Metric Review Cadence

  • Team level: Throughput and cycle time reviewed in fortnightly retrospectives.
  • Monthly: CTO reviews PR turnaround, build success rate, coverage trends.
  • Quarterly: CTO + CDO review DORA metrics, tech debt ratio, incident trends. Feed into quarterly technical debt review (per W-01).

13. Appendix: Quick Reference

What Needs What

I want to... I need...
Merge a PR 2 approvals (1 peer + 1 lead/architect), all CI gates green
Deploy to production Merged to main, staging verified by SQA, deploy window, Team Lead or Senior Engineer
Create a new service ARB approval (STD-GOV-124)
Add a new dependency Snyk scan clean, ARB approval if external service
Change a database schema Backward-compatible migration, ARB approval if multi-service
Ship a user-facing feature Feature flag, SQA sign-off, Product Manager acceptance
Skip tech debt allocation You cannot.

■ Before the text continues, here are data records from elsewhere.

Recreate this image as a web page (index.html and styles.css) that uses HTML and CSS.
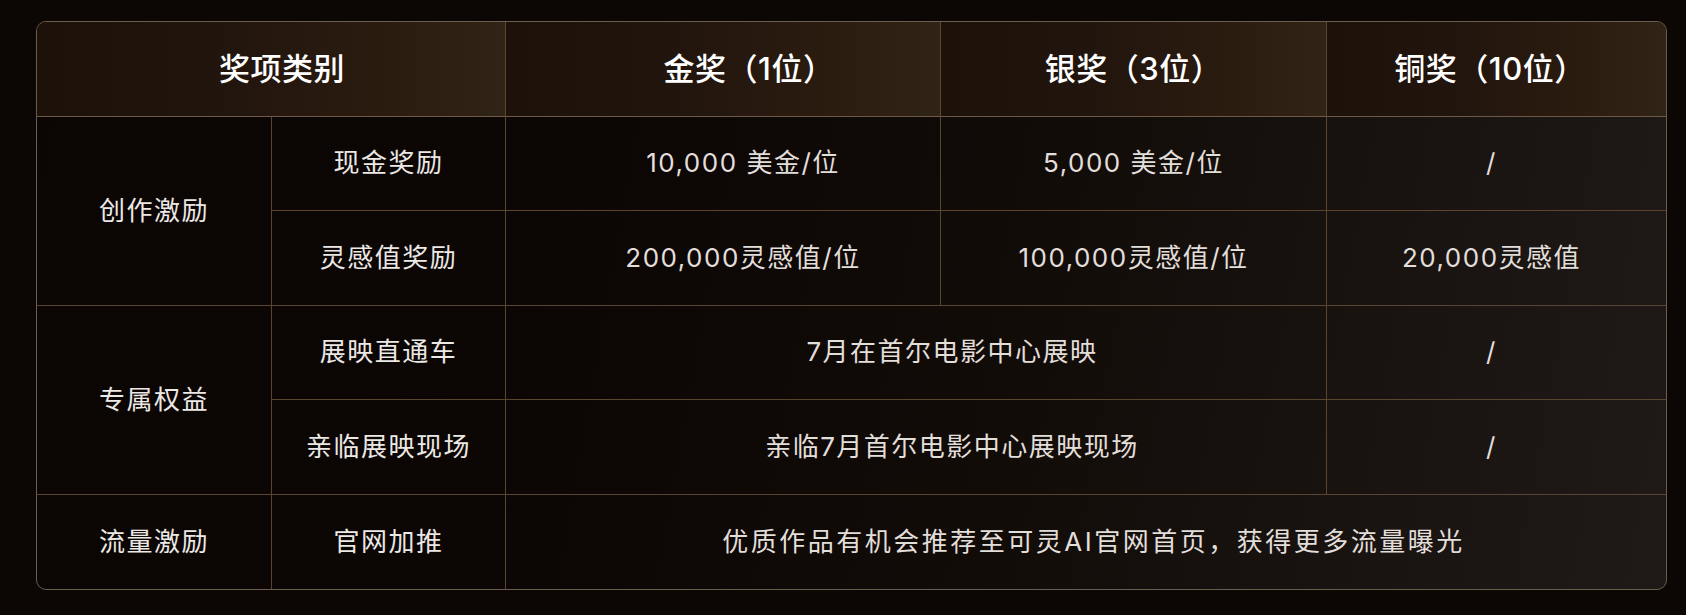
FILE: index.html
```html
<!DOCTYPE html>
<html lang="zh-CN">
<head>
<meta charset="utf-8">
<title>奖项设置</title>
<link rel="stylesheet" href="styles.css">
</head>
<body>
<div class="awards">
  <div class="cell head span-2 shift-cat">奖项类别</div>
  <div class="cell head shift-gold">金奖（1位）</div>
  <div class="cell head">银奖（3位）</div>
  <div class="cell head last-col shift-bronze">铜奖（10位）</div>

  <div class="cell group rows-2">创作激励</div>
  <div class="cell sub">现金奖励</div>
  <div class="cell col-gold">10,000 美金/位</div>
  <div class="cell">5,000 美金/位</div>
  <div class="cell last-col col-bronze">/</div>

  <div class="cell sub">灵感值奖励</div>
  <div class="cell col-gold">200,000灵感值/位</div>
  <div class="cell">100,000灵感值/位</div>
  <div class="cell last-col col-bronze">20,000灵感值</div>

  <div class="cell group rows-2">专属权益</div>
  <div class="cell sub">展映直通车</div>
  <div class="cell span-2 shift-wide">7月在首尔电影中心展映</div>
  <div class="cell last-col col-bronze">/</div>

  <div class="cell sub">亲临展映现场</div>
  <div class="cell span-2 shift-wide">亲临7月首尔电影中心展映现场</div>
  <div class="cell last-col col-bronze">/</div>

  <div class="cell group last-row">流量激励</div>
  <div class="cell sub last-row">官网加推</div>
  <div class="cell span-3 last-row last-col shift-full">优质作品有机会推荐至可灵AI官网首页，获得更多流量曝光</div>
</div>
</body>
</html>
```
FILE: styles.css
```css
html, body {
  margin: 0;
  background: #0c0604;
}
body {
  padding: 21px 19px 0 36px;
  font-family: "Inter", "Noto Sans CJK SC", "Noto Sans", sans-serif;
  color: #e2deda;
}
.awards {
  display: grid;
  grid-template-columns: 235px 234px 435px 386px 339px;
  grid-template-rows: repeat(6, 94.5px);
  border: 1px solid #6b5d4c;
  border-radius: 10px;
  overflow: hidden;
  width: 1629px;
  background: linear-gradient(100deg, #0b0503 0%, #0c0604 35%, #120c09 60%, #1f1a17 100%);
}
.cell {
  display: flex;
  align-items: center;
  justify-content: center;
  border-right: 1px solid #5a4630;
  border-bottom: 1px solid #5a4630;
  font-size: 26px;
  letter-spacing: 1.5px;
  line-height: 1;
}
.head {
  font-size: 31px;
  font-weight: 500;
  color: #ffffff;
  letter-spacing: 0.5px;
  background: linear-gradient(90deg, #1d110a 0%, #22150d 40%, #2b1c10 75%, #302416 100%);
  border-bottom-color: #6b5a45;
}
.span-2 { grid-column: span 2; }
.span-3 { grid-column: span 3; }
.rows-2 { grid-row: span 2; }
.last-col { border-right: none; }
.last-row { border-bottom: none; }
.group, .sub { color: #ebe8e5; }

.shift-cat { padding-left: 22px; }
.shift-gold { padding-left: 52px; }
.shift-bronze { padding-right: 13px; }
.col-gold { padding-left: 40px; }
.col-bronze { padding-right: 10px; }
.shift-wide { padding-left: 72px; }
.shift-full { padding-left: 15px; letter-spacing: 2.5px; }
```
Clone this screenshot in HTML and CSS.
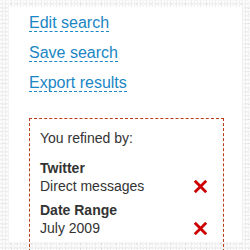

Escalate to CDO if pressured.
Deploy on Friday You need CTO approval and a very good reason

Key Documents

Document Location
Git Workflow & Branch Strategy Standards/GIT-WORKFLOW-STANDARD.md
Incident Response Playbook Standards/INCIDENT-RESPONSE-PLAYBOOK.md
Technical Debt Management Standards/STD-GOV-125-TECHNICAL-DEBT-MANAGEMENT.md
ARB Charter Standards/STD-GOV-124-ARCHITECTURE-REVIEW-BOARD-CHARTER.md
Post-Incident Review Standards Standards/STD-DEVEX-093-POST-INCIDENT-REVIEW-STANDARDS.md
Service Level Objectives Standards/STD-DEVEX-090-SERVICE-LEVEL-OBJECTIVES.md
Runbook Standards Standards/STD-DEVEX-092-RUNBOOK-STANDARDS.md
Company Operating Rhythm Standards/WaysOfWork/W-01-COMPANY-OPERATING-RHYTHM.md

Compliance with This Document

This document describes how engineering at Simpaisa works today, with clearly marked targets where practice has not yet reached the standard. The CTO is accountable for adherence. The CDO reviews compliance quarterly.

Deviations from this document are permitted only with CTO approval (for tactical exceptions) or CDO approval (for structural changes). All exceptions are time-boxed and tracked.